The state of Thackeray's mind when he commenced his delineations of snobbery is here accurately depicted. Written, as these papers were, for Punch, and written, as they were, by Thackeray, it was a necessity that every idea put forth should be given as a joke, and that the satire on society in general should be wrapped up in burlesque absurdity. But not the less eager and serious was his intention. When he tells us, at the end of the first chapter, of a certain Colonel Snobley, whom he met at "Bagnigge Wells," as he says, and with whom he was so disgusted that he determined to drive the man out of the house, we are well aware that he had met an offensive military gentleman,—probably at Tunbridge. Gentlemen thus offensive, even though tamely offensive, were peculiarly offensive to him. We presume, by what follows, that this gentleman, ignorantly,—for himself most unfortunately,—spoke of Public[=o]la. Thackeray was disgusted,—disgusted that such a name should be lugged into ordinary conversation at all, and then that a man should talk about a name with which he was so little acquainted as not to know how to pronounce it. The man was therefore a snob, and ought to be put down; in all which I think that Thackeray was unnecessarily hard on the man, and gave him too much importance.

So it was with him in his whole intercourse with snobs,—as he calls them. He saw something that was distasteful, and a man instantly became a snob in his estimation. "But you can draw," a man once said to him, there having been some discussion on the subject of Thackeray's art powers. The man meant no doubt to be civil, but meant also to imply that for the purpose needed the drawing was good enough, a matter on which he was competent to form an opinion. Thackeray instantly put the man down as a snob for flattering him. The little courtesies of the world and the little discourtesies became snobbish to him. A man could not wear his hat, or carry his umbrella, or mount his horse, without falling into some error of snobbism before his hypercritical eyes. St. Michael would have carried his armour amiss, and St. Cecilia have been snobbish as she twanged her harp.

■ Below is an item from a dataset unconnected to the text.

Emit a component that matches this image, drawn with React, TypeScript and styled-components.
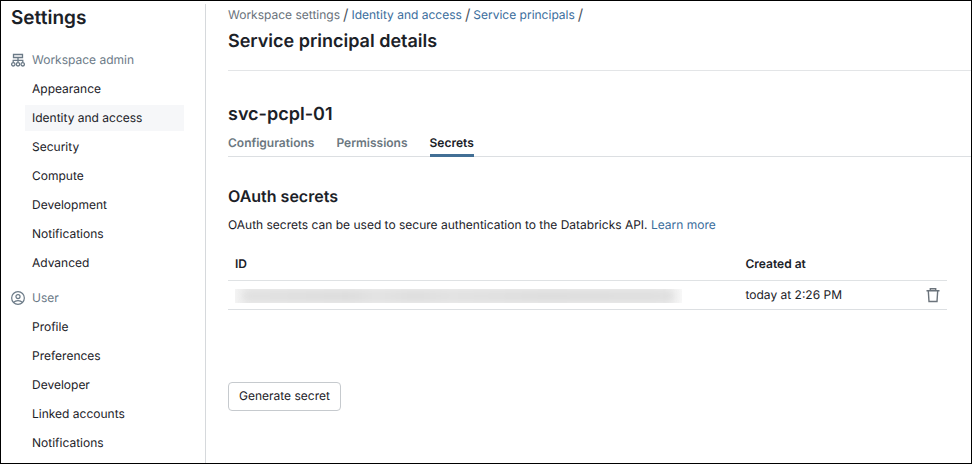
import React from "react";
import styled, { createGlobalStyle } from "styled-components";

const GlobalStyle = createGlobalStyle`
  *, *::before, *::after { box-sizing: border-box; }
  body {
    margin: 0;
    background: #fff;
    color: #1b2127;
    font: 400 12px/16px Inter, "Liberation Sans", sans-serif;
    text-rendering: geometricPrecision;
  }
  h1, h2, h3, p, ul, ol { margin: 0; padding: 0; }
  ul, ol { list-style: none; }
  button { font: inherit; color: inherit; text-rendering: inherit; }
`;

const Page = styled.div`
  display: flex;
  min-height: 100vh;
  border: 1px solid #000;
`;

const Sidebar = styled.nav`
  flex: none;
  width: 205px;
  margin-top: 3px;
  padding: 1px 21px 0 10px;
  border-right: 1px solid #d6d9dc;
`;

const SidebarTitle = styled.h1`
  font-size: 19px;
  line-height: 26px;
  font-weight: 600;
  margin-bottom: 16px;
`;

const Section = styled.section`
  margin-bottom: 9px;

  &:last-child {
    margin-bottom: 0;
  }
`;

const SectionHeading = styled.h2`
  display: flex;
  align-items: center;
  gap: 7px;
  height: 26px;
  margin-bottom: 3px;
  font-size: 12px;
  font-weight: 400;
  color: #6b7a87;
`;

const NavList = styled.ul`
  display: grid;
  gap: 3px;
  padding-left: 14px;
`;

const NavLink = styled.a<{ $active?: boolean }>`
  display: block;
  padding: 5px 7px;
  color: #1b2127;
  text-decoration: none;
  background: ${(p) => (p.$active ? "#f6f7f9" : "transparent")};
`;

const Main = styled.main`
  flex: 1;
  min-width: 0;
  padding: 5px 0 24px 22px;
`;

const Breadcrumbs = styled.ol`
  display: flex;
  line-height: 17px;
  color: #68717a;
`;

const Crumb = styled.li`
  display: flex;
  align-items: center;

  &::after {
    content: "/";
    margin: 0 3px;
    font-size: 15px;
    color: #4c555e;
  }
`;

const Link = styled.a`
  color: #3a6d9c;
  text-decoration: none;
`;

const PageTitle = styled.h2`
  padding: 6px 0 15px;
  border-bottom: 1px solid #e3e5e7;
  font-size: 18px;
  line-height: 26px;
  font-weight: 600;
`;

const PrincipalName = styled.h2`
  margin-top: 31px;
  font-size: 18px;
  line-height: 26px;
  font-weight: 600;
`;

const TabList = styled.div`
  display: flex;
  gap: 22px;
  margin-top: 4px;
  border-bottom: 1px solid #dcdfe2;
`;

const Tab = styled.button<{ $active?: boolean }>`
  padding: 3px 0;
  margin-bottom: -1px;
  border: 0;
  border-bottom: 3px solid ${(p) => (p.$active ? "#426f95" : "transparent")};
  background: none;
  font-weight: 600;
  color: ${(p) => (p.$active ? "#1b2127" : "#6b7780")};
`;

const Panel = styled.section`
  padding: 27px 24px 0 0;
`;

const PanelTitle = styled.h3`
  font-size: 16px;
  line-height: 24px;
  font-weight: 600;
`;

const Description = styled.p`
  margin-top: 9px;
`;

const Table = styled.table`
  width: 100%;
  margin-top: 15px;
  table-layout: fixed;
  border-collapse: collapse;
  text-align: left;
`;

const HeaderCell = styled.th<{ $width?: string }>`
  width: ${(p) => p.$width ?? "auto"};
  height: 32px;
  padding: 0 7px;
  border-bottom: 1px solid #dfe2e4;
  font-weight: 600;
`;

const Cell = styled.td`
  height: 29px;
  padding: 0 7px;
  border-bottom: 1px solid #dcdfe2;
`;

const ActionCell = styled(Cell)`
  text-align: right;
`;

const Redacted = styled.div`
  width: 90%;
  height: 14px;
  margin-top: 2px;
  overflow: hidden;
  background: linear-gradient(90deg, #f4f4f4, #ececec 3%, #ececec 96%, #f8f8f8);

  &::before {
    content: "";
    display: block;
    height: 10px;
    margin: 2px 8px;
    background: linear-gradient(90deg, #dedede, #d8d8d8 25%, #e0e0e0 31%, #d9d9d9 40%, #dfdfdf 48%, #d9d9d9 70%, #dcdcdc);
    filter: blur(4px);
  }
`;

const IconButton = styled.button`
  display: inline-flex;
  padding: 0;
  border: 0;
  background: none;
  color: #6b737b;
  vertical-align: middle;
`;

const GenerateButton = styled.button`
  height: 29px;
  margin-top: 72px;
  padding: 0 10px;
  border: 1px solid #c6cace;
  border-radius: 4px;
  background: #fff;
`;

const Icon = styled.svg`
  display: block;
  flex: none;
  fill: none;
  stroke: currentColor;
`;

const WorkspaceIcon = () => (
  <Icon width="14" height="15" viewBox="0 0 14 15" strokeWidth="1.3" aria-hidden="true">
    <path d="M2.5 1.5h9v3h-9zM7 4.5v5M2.2 9.5V7.3h9.6v2.2" />
    <circle cx="2.3" cy="11.3" r="1.7" />
    <circle cx="7" cy="11.3" r="1.7" />
    <circle cx="11.7" cy="11.3" r="1.7" />
  </Icon>
);

const UserIcon = () => (
  <Icon width="14" height="14" viewBox="0 0 15 15" strokeWidth="1.3" aria-hidden="true">
    <circle cx="7.5" cy="7.5" r="6.8" />
    <circle cx="7.5" cy="6" r="2.2" />
    <path d="M2.8 12.2c1.2-1.4 2.8-2 4.7-2s3.5.6 4.7 2" />
  </Icon>
);

const TrashIcon = () => (
  <Icon width="14" height="16" viewBox="0 0 14 16" strokeWidth="1.4" aria-hidden="true">
    <path d="M.5 3.8h13M4.3 3.8V1.7h5.4v2.1M2.3 3.8l.7 10.7h8l.7-10.7" />
  </Icon>
);

const sections = [
  {
    title: "Workspace admin",
    icon: <WorkspaceIcon />,
    items: [
      "Appearance",
      "Identity and access",
      "Security",
      "Compute",
      "Development",
      "Notifications",
      "Advanced",
    ],
  },
  {
    title: "User",
    icon: <UserIcon />,
    items: ["Profile", "Preferences", "Developer", "Linked accounts", "Notifications"],
  },
];

const tabs = ["Configurations", "Permissions", "Secrets"];

export default function App() {
  return (
    <>
      <GlobalStyle />
      <Page>
        <Sidebar aria-label="Settings">
          <SidebarTitle>Settings</SidebarTitle>
          {sections.map((section) => (
            <Section key={section.title}>
              <SectionHeading>
                {section.icon}
                {section.title}
              </SectionHeading>
              <NavList>
                {section.items.map((item) => (
                  <li key={item}>
                    <NavLink href="#" $active={item === "Identity and access"}>
                      {item}
                    </NavLink>
                  </li>
                ))}
              </NavList>
            </Section>
          ))}
        </Sidebar>
        <Main>
          <Breadcrumbs>
            <Crumb>Workspace settings</Crumb>
            <Crumb>
              <Link href="#">Identity and access</Link>
            </Crumb>
            <Crumb>
              <Link href="#">Service principals</Link>
            </Crumb>
          </Breadcrumbs>
          <PageTitle>Service principal details</PageTitle>
          <PrincipalName>svc-pcpl-01</PrincipalName>
          <TabList role="tablist">
            {tabs.map((tab) => (
              <Tab key={tab} role="tab" aria-selected={tab === "Secrets"} $active={tab === "Secrets"}>
                {tab}
              </Tab>
            ))}
          </TabList>
          <Panel role="tabpanel">
            <PanelTitle>OAuth secrets</PanelTitle>
            <Description>
              OAuth secrets can be used to secure authentication to the Databricks API.{" "}
              <Link href="#">Learn more</Link>
            </Description>
            <Table>
              <thead>
                <tr>
                  <HeaderCell scope="col">ID</HeaderCell>
                  <HeaderCell scope="col" $width="22%">
                    Created at
                  </HeaderCell>
                  <HeaderCell as="td" $width="7%" />
                </tr>
              </thead>
              <tbody>
                <tr>
                  <Cell>
                    <Redacted aria-label="Hidden ID" />
                  </Cell>
                  <Cell>today at 2:26 PM</Cell>
                  <ActionCell>
                    <IconButton aria-label="Delete secret">
                      <TrashIcon />
                    </IconButton>
                  </ActionCell>
                </tr>
              </tbody>
            </Table>
            <GenerateButton>Generate secret</GenerateButton>
          </Panel>
        </Main>
      </Page>
    </>
  );
}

I fancy that a policeman considers that every man in the street would be properly "run in," if only all the truth about the man had been known. The tinker thinks that every pot is unsound. The cobbler doubts the stability of every shoe. So at last it grew to be the case with Thackeray. There was more hope that the city should be saved because of its ten just men, than for society, if society were to depend on ten who were not snobs. All this arose from the keenness of his vision into that which was really mean. But that keenness became so aggravated by the intenseness of his search that the slightest speck of dust became to his eyes as a foul stain. Public[=o]la, as we saw, damned one poor man to a wretched immortality, and another was called pitilessly over the coals, because he had mixed a grain of flattery with a bushel of truth. Thackeray tells us that he was born to hunt out snobs, as certain dogs are trained to find truffles. But we can imagine that a dog, very energetic at producing truffles, and not finding them as plentiful as his heart desired, might occasionally produce roots which were not genuine,—might be carried on in his energies till to his senses every fungus-root became a truffle. I think that there has been something of this with our author's snob-hunting, and that his zeal was at last greater than his discrimination.

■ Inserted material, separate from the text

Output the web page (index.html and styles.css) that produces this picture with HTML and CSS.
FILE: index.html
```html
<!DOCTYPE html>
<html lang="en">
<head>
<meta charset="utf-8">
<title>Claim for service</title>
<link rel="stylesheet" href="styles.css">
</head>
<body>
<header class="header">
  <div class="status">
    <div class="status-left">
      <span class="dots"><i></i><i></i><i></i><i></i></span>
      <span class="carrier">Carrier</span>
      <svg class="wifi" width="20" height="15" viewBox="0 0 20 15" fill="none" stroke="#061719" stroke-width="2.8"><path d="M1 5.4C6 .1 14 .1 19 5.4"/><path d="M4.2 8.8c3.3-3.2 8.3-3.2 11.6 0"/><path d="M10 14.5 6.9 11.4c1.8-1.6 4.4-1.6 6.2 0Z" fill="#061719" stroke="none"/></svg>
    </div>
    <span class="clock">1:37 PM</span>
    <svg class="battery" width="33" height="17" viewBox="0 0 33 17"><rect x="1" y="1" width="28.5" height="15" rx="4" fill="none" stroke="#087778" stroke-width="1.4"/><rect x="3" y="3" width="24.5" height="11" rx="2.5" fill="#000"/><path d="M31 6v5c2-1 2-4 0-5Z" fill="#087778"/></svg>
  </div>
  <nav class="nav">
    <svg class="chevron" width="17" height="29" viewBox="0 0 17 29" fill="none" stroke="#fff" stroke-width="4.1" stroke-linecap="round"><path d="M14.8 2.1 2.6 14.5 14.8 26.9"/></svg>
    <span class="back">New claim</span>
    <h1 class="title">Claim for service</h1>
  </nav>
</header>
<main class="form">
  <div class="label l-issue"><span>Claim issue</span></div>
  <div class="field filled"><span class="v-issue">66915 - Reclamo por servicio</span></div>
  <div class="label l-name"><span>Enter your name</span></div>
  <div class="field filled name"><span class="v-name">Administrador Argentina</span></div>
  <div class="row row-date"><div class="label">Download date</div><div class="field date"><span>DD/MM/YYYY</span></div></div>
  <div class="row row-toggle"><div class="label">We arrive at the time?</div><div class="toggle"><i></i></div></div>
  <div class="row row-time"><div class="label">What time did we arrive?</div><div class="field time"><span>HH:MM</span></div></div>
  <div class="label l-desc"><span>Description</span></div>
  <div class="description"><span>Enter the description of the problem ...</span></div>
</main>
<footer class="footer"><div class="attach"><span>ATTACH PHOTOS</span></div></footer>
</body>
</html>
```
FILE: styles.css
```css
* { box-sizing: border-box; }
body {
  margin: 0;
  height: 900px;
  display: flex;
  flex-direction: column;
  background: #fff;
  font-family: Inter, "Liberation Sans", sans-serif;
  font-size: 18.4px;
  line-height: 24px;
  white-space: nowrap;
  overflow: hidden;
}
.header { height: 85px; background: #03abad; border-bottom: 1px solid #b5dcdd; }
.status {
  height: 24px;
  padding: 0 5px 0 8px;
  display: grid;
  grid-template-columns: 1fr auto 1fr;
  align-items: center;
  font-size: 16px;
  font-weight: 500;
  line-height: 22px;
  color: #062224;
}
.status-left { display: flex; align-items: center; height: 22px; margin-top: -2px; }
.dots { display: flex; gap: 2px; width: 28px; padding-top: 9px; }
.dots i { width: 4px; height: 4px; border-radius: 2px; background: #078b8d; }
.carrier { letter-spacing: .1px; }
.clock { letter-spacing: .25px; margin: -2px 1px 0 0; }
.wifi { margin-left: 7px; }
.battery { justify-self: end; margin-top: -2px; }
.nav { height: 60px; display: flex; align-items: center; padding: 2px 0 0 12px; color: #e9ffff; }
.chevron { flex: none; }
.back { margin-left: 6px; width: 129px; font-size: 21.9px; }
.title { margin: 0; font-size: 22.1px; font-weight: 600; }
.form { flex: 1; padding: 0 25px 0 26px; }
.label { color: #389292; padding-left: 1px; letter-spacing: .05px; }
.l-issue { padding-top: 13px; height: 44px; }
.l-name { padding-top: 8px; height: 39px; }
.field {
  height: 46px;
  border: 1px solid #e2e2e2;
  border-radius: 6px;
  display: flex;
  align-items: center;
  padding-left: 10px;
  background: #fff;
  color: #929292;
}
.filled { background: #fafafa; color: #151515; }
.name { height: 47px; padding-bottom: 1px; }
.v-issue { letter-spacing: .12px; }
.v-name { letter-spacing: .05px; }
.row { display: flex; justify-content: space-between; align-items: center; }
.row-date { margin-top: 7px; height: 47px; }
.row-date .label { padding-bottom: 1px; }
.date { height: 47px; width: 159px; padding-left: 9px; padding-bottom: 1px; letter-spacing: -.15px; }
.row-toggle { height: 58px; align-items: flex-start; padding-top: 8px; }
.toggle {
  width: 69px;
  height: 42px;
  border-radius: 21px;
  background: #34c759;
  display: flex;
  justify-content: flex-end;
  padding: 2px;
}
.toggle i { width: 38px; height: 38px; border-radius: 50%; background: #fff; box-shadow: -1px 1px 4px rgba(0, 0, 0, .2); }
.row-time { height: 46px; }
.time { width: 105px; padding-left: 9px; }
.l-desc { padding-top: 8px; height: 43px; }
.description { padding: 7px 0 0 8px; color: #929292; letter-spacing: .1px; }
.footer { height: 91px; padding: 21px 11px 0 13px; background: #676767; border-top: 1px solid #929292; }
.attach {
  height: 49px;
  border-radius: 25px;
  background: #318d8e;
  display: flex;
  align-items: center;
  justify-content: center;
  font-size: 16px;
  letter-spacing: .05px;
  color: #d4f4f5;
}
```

The nature of the task which came upon him made this fault almost unavoidable. When a hit is made, say with a piece at a theatre, or with a set of illustrations, or with a series of papers on this or the other subject,—when something of this kind has suited the taste of the moment, and gratified the public, there is a natural inclination on the part of those who are interested to continue that which has been found to be good. It pays and it pleases, and it seems to suit everybody. Then it is continued usque ad nauseam. We see it in everything. When the king said he liked partridges, partridges were served to him every day. The world was pleased with certain ridiculous portraits of its big men. The big men were soon used up, and the little men had to be added.

We can imagine that even Punch may occasionally be at a loss for subjects wherewith to delight its readers. In fact, The Snob Papers were too good to be brought to an end, and therefore there were forty-five of them. A dozen would have been better. As he himself says in his last paper, "for a mortal year we have been together flattering and abusing the human race." It was exactly that. Of course we know,—everybody always knows,—that a bad specimen of his order may be found in every division of society. There may be a snob king, a snob parson, a snob member of parliament, a snob grocer, tailor, goldsmith, and the like. But that is not what has been meant. We did not want a special satirist to tell us what we all knew before. Had snobbishness been divided for us into its various attributes and characteristics, rather than attributed to various classes, the end sought,—the exposure, namely, of the evil,—would have been better attained. The snobbishness of flattery, of falsehood, of cowardice, lying, time-serving, money-worship, would have been perhaps attacked to a better purpose than that of kings, priests, soldiers, merchants, or men of letters. The assault as made by Thackeray seems to have been made on the profession generally.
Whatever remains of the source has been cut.